> **Raw data**
§
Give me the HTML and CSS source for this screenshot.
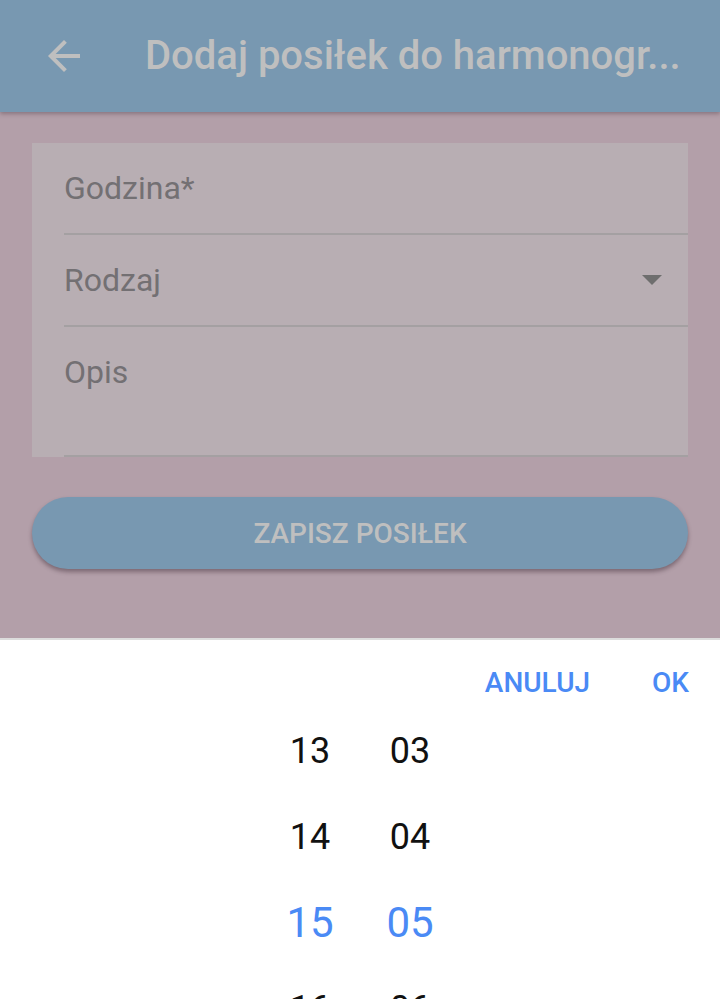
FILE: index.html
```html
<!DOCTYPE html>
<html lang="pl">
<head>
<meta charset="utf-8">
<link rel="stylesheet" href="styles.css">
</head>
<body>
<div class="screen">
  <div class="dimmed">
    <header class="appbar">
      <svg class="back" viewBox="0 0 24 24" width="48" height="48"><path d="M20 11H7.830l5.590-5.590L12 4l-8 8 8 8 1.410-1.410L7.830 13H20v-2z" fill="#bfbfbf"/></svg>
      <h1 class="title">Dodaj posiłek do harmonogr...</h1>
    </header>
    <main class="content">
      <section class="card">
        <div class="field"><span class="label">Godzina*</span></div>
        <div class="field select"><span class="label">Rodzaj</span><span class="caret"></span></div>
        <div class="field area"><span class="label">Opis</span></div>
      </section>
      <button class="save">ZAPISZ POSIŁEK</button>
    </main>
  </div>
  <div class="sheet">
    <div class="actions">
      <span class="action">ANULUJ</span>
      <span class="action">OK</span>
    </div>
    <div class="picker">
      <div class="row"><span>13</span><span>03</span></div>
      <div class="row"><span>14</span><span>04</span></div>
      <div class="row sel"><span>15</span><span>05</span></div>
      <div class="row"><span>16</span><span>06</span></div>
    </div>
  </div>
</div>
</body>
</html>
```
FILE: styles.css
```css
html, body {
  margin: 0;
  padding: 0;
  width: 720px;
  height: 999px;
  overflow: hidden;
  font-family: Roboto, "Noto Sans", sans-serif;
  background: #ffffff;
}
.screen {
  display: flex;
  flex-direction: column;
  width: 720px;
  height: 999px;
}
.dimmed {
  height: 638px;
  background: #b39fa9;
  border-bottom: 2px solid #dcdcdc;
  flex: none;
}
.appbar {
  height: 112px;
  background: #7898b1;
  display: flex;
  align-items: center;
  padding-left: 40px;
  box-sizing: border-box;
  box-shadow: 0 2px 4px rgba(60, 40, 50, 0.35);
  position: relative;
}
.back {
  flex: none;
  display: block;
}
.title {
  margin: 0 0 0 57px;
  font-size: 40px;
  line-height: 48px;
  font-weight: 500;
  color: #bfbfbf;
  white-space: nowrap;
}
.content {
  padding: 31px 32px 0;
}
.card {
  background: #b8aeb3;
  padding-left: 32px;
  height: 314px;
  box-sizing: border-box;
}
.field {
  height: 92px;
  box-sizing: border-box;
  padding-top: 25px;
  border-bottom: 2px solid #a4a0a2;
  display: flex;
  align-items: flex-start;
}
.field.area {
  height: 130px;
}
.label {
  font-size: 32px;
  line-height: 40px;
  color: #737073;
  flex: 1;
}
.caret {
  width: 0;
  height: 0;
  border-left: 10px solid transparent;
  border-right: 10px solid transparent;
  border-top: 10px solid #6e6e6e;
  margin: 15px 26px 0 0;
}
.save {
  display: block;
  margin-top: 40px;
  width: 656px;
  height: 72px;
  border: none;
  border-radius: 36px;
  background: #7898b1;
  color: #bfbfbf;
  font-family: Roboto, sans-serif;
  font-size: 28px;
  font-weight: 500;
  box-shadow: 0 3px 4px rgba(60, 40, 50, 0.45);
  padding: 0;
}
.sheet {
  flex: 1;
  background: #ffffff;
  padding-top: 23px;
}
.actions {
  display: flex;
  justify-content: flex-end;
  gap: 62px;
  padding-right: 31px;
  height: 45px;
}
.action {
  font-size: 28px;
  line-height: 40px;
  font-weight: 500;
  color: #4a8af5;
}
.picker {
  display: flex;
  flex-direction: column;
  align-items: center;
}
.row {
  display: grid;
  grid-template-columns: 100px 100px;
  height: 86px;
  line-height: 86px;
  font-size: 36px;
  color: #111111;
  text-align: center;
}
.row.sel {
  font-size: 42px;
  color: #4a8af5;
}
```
§
> **Stated task**
Restate the whole listing above exactly, please, omitting every image.

> **Answer to this task**
Give me the HTML and CSS source for this screenshot.
FILE: index.html
```html
<!DOCTYPE html>
<html lang="pl">
<head>
<meta charset="utf-8">
<link rel="stylesheet" href="styles.css">
</head>
<body>
<div class="screen">
  <div class="dimmed">
    <header class="appbar">
      <svg class="back" viewBox="0 0 24 24" width="48" height="48"><path d="M20 11H7.830l5.590-5.590L12 4l-8 8 8 8 1.410-1.410L7.830 13H20v-2z" fill="#bfbfbf"/></svg>
      <h1 class="title">Dodaj posiłek do harmonogr...</h1>
    </header>
    <main class="content">
      <section class="card">
        <div class="field"><span class="label">Godzina*</span></div>
        <div class="field select"><span class="label">Rodzaj</span><span class="caret"></span></div>
        <div class="field area"><span class="label">Opis</span></div>
      </section>
      <button class="save">ZAPISZ POSIŁEK</button>
    </main>
  </div>
  <div class="sheet">
    <div class="actions">
      <span class="action">ANULUJ</span>
      <span class="action">OK</span>
    </div>
    <div class="picker">
      <div class="row"><span>13</span><span>03</span></div>
      <div class="row"><span>14</span><span>04</span></div>
      <div class="row sel"><span>15</span><span>05</span></div>
      <div class="row"><span>16</span><span>06</span></div>
    </div>
  </div>
</div>
</body>
</html>
```
FILE: styles.css
```css
html, body {
  margin: 0;
  padding: 0;
  width: 720px;
  height: 999px;
  overflow: hidden;
  font-family: Roboto, "Noto Sans", sans-serif;
  background: #ffffff;
}
.screen {
  display: flex;
  flex-direction: column;
  width: 720px;
  height: 999px;
}
.dimmed {
  height: 638px;
  background: #b39fa9;
  border-bottom: 2px solid #dcdcdc;
  flex: none;
}
.appbar {
  height: 112px;
  background: #7898b1;
  display: flex;
  align-items: center;
  padding-left: 40px;
  box-sizing: border-box;
  box-shadow: 0 2px 4px rgba(60, 40, 50, 0.35);
  position: relative;
}
.back {
  flex: none;
  display: block;
}
.title {
  margin: 0 0 0 57px;
  font-size: 40px;
  line-height: 48px;
  font-weight: 500;
  color: #bfbfbf;
  white-space: nowrap;
}
.content {
  padding: 31px 32px 0;
}
.card {
  background: #b8aeb3;
  padding-left: 32px;
  height: 314px;
  box-sizing: border-box;
}
.field {
  height: 92px;
  box-sizing: border-box;
  padding-top: 25px;
  border-bottom: 2px solid #a4a0a2;
  display: flex;
  align-items: flex-start;
}
.field.area {
  height: 130px;
}
.label {
  font-size: 32px;
  line-height: 40px;
  color: #737073;
  flex: 1;
}
.caret {
  width: 0;
  height: 0;
  border-left: 10px solid transparent;
  border-right: 10px solid transparent;
  border-top: 10px solid #6e6e6e;
  margin: 15px 26px 0 0;
}
.save {
  display: block;
  margin-top: 40px;
  width: 656px;
  height: 72px;
  border: none;
  border-radius: 36px;
  background: #7898b1;
  color: #bfbfbf;
  font-family: Roboto, sans-serif;
  font-size: 28px;
  font-weight: 500;
  box-shadow: 0 3px 4px rgba(60, 40, 50, 0.45);
  padding: 0;
}
.sheet {
  flex: 1;
  background: #ffffff;
  padding-top: 23px;
}
.actions {
  display: flex;
  justify-content: flex-end;
  gap: 62px;
  padding-right: 31px;
  height: 45px;
}
.action {
  font-size: 28px;
  line-height: 40px;
  font-weight: 500;
  color: #4a8af5;
}
.picker {
  display: flex;
  flex-direction: column;
  align-items: center;
}
.row {
  display: grid;
  grid-template-columns: 100px 100px;
  height: 86px;
  line-height: 86px;
  font-size: 36px;
  color: #111111;
  text-align: center;
}
.row.sel {
  font-size: 42px;
  color: #4a8af5;
}
```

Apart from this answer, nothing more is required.